Created attachment 9581 [details]
The attached test case occasionally writes to info.pad member during the pthread_cond_wait function call, and not to the info.cond and info.mutex members.
The proximate cause is that __condvar_w_cleanup2 is called with the original (not incremented) value of %ebx.
I can reproduce the stray write under GDB with a hardware watchpoint on info.pad, or with a conditional breakpoint on __condvar_w_cleanup2, checking for the expected value of %ebx.
The root cause is still unclear. It happens with a wide range of glibc versions. We initially saw this on a 2.12-derived glibc without the fix for bug 14477, compiled with 4.4.7-derived GCC. I can reproduce it on Fedora 2.23 i386 (glibc 2.22, GCC 5.3.1). Potential root causes are incorrect register restoration in the unwind code (both glibc and libgcc), or invalid manually written unwind data in pthread_cond_wait.S.
Root cause is this in libgcc/unwind-c.c:
145 int ip_before_insn = 0;
173 /* Parse the LSDA header. */
174 p = parse_lsda_header (context, language_specific_data, &info);
175 #ifdef HAVE_GETIPINFO
176 ip = _Unwind_GetIPInfo (context, &ip_before_insn);
178 ip = _Unwind_GetIP (context);
180 if (! ip_before_insn)
182 landing_pad = 0;
i386 is a !HAVE_GETIPINFO architecture, so !ip_before_insn is always true, and we decrement ip.
This means that if SIGCANCEL hits at .Lsub_cond_futex/19 in pthread_cond_wait:
183 movl %ebp, %edx
184 addl $cond_futex, %ebx
186 movl $SYS_futex, %eax
188 subl $cond_futex, %ebx
191 19: movl (%esp), %eax
192 call __pthread_disable_asynccancel
, the unwinder assumes that signal happened at the last byte of subl, *within* the instruction range which calls __condvar_w_cleanup2.

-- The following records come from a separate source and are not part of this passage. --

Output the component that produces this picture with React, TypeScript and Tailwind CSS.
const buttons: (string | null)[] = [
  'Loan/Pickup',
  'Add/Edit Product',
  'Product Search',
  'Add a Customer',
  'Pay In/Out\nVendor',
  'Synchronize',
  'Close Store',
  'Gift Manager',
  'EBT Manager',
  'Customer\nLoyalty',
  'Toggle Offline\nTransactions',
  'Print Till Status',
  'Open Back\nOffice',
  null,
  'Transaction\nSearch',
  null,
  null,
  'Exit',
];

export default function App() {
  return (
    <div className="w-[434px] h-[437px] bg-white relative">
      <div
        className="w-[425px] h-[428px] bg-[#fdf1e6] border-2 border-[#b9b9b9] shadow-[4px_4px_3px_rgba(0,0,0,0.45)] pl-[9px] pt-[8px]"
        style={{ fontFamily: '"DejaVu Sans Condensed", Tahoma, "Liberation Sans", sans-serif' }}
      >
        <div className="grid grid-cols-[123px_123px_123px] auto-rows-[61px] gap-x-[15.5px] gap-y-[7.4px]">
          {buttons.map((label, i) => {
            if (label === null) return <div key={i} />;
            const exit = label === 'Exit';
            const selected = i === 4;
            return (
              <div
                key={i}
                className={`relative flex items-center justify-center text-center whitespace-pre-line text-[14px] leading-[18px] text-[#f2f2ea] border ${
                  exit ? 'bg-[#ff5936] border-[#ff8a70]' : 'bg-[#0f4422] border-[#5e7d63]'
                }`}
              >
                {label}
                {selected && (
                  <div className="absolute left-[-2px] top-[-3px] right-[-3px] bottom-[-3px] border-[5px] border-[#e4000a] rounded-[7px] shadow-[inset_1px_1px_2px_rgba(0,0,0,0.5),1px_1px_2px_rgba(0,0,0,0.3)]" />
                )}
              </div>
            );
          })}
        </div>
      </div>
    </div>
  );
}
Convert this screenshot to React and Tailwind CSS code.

Created attachment 9585 [details]
unwind-c.c instrumentation patch
I could not reproduce the race with a conditional breakpoint in __gcc_personality_v0, so I had to instrument it and use an unconditional breakpoint on unwind_break_on_pc, after setting unwind_break_pc.
I asked on the gcc list:
We do not need to treat this as a security issue because there does not appear to be sufficient impact on applications.
This was accepted as a GCC bug and fixed there. No action on the glibc is needed.